So Becca asked me to post some thoughts on Easter (cf. The comments under the "Beaux Arts Ball" post) and I really don't feel like I have anything profound to write about. So I hope I don't disappoint anyone with the lack of profound insights but here are some of my thoughts ranging from Easter and the events surrounding Easter.
As weird as it may seem, I'm actually sort of sad that lent is over. I know, it's weird, a time of mourning and fasting a time where the church has traditionally (mainly the Catholics and not the Orthodox or Protestants) prohibited the use of "Hallelujah" - you wouldn't think I'd be sad about this time ending. Especially with the fact that Lent ends on my favorite Church holy-days of all time - Easter Sunday. Don't get me wrong, I love the joyful time of living in Eastertide (the season after Easter and before Pentecost) I love Easter, and I don't particularly enjoy fasting, but I still am sort of sad that Great and Holy Lent is over. There is something very special about traveling through life in those 40 days of intense concentration and humility. There is something unique about living out 40 days in a mystical desert.

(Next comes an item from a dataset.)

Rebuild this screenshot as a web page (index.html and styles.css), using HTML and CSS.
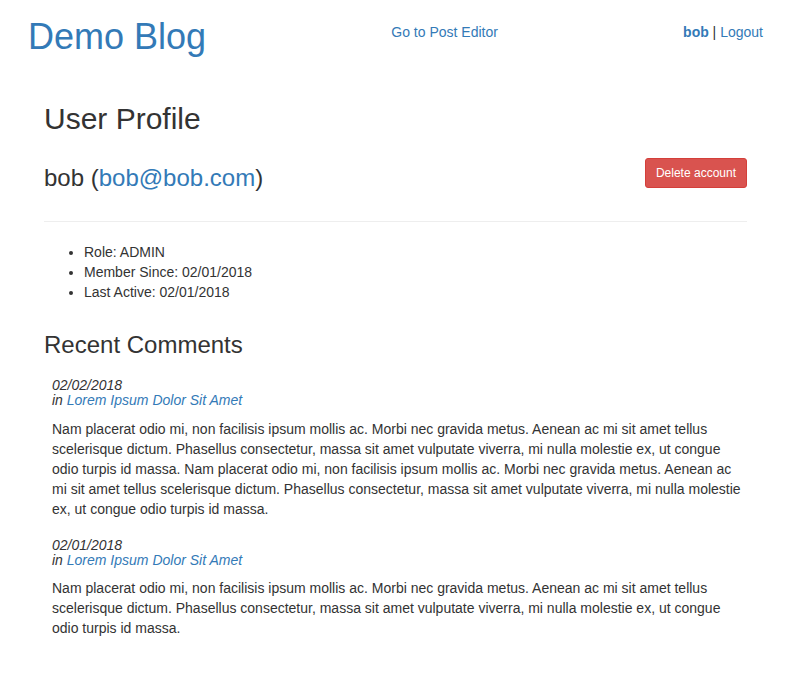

Maybe it's that I learned a lot during this Lent, maybe it's that I like the somber feel of it, I'm not really sure, but I do know that I am torn between the joy of Eastertide and the ache of Lent. I think that's why both of these are so essential to our church calendar (something a majority of Protestantism has completely neglected).
Easter was great though. Although I spent a lot of the weekend on the road, driving back home and then back to KY, it was good to get home and visit family and friends. It was interesting being back in a protestant church, but I don't think I could have picked a better situation. I love my home pastor and I don't know if I've ever met a better pastor than he. I only wish that he would have came to Port while I was still a full-time attender there. It was definitely different, but good to be back. I also find it hard to sit in a pew on a Sunday like Easter Sunday. There is so much joy and so much energy just flowing through me it was all I could do just to remain silent and sit in the pew. I so badly wanted to just get up and start preaching. This isn't to say that Pastor Beckley did a bad job, on the contrary, he did an excellent job as always, but there is so much I want to convey that it still pains my heart to be silent in church - especially in a protestant church. I think it pains me more in a protestant church because I know that I can serve there. In the Orthodox Church I attend I know from the outset that I have no authority and it would be wrong for me to speak as one with authority to these people so it doesn't really burn within me as much there, but when I go to a protestant church I just want to shout it out.
I don't want to critique Pastor Beckley because as I said his sermon was heartfelt and truly a word from the Lord, but I feel like the things that were running through my heart and mind were not conveyed how I would convey them. This is probably just a difference in personalities, but either way it gives me a small opportunity to pontificate here.
What my heart wanted to scream was along these lines although these are admittedly very raw ideas that would need some polishing. And this "list" is by no means meant to symbolize any of my thoughts of Pastor Beckley's sermon.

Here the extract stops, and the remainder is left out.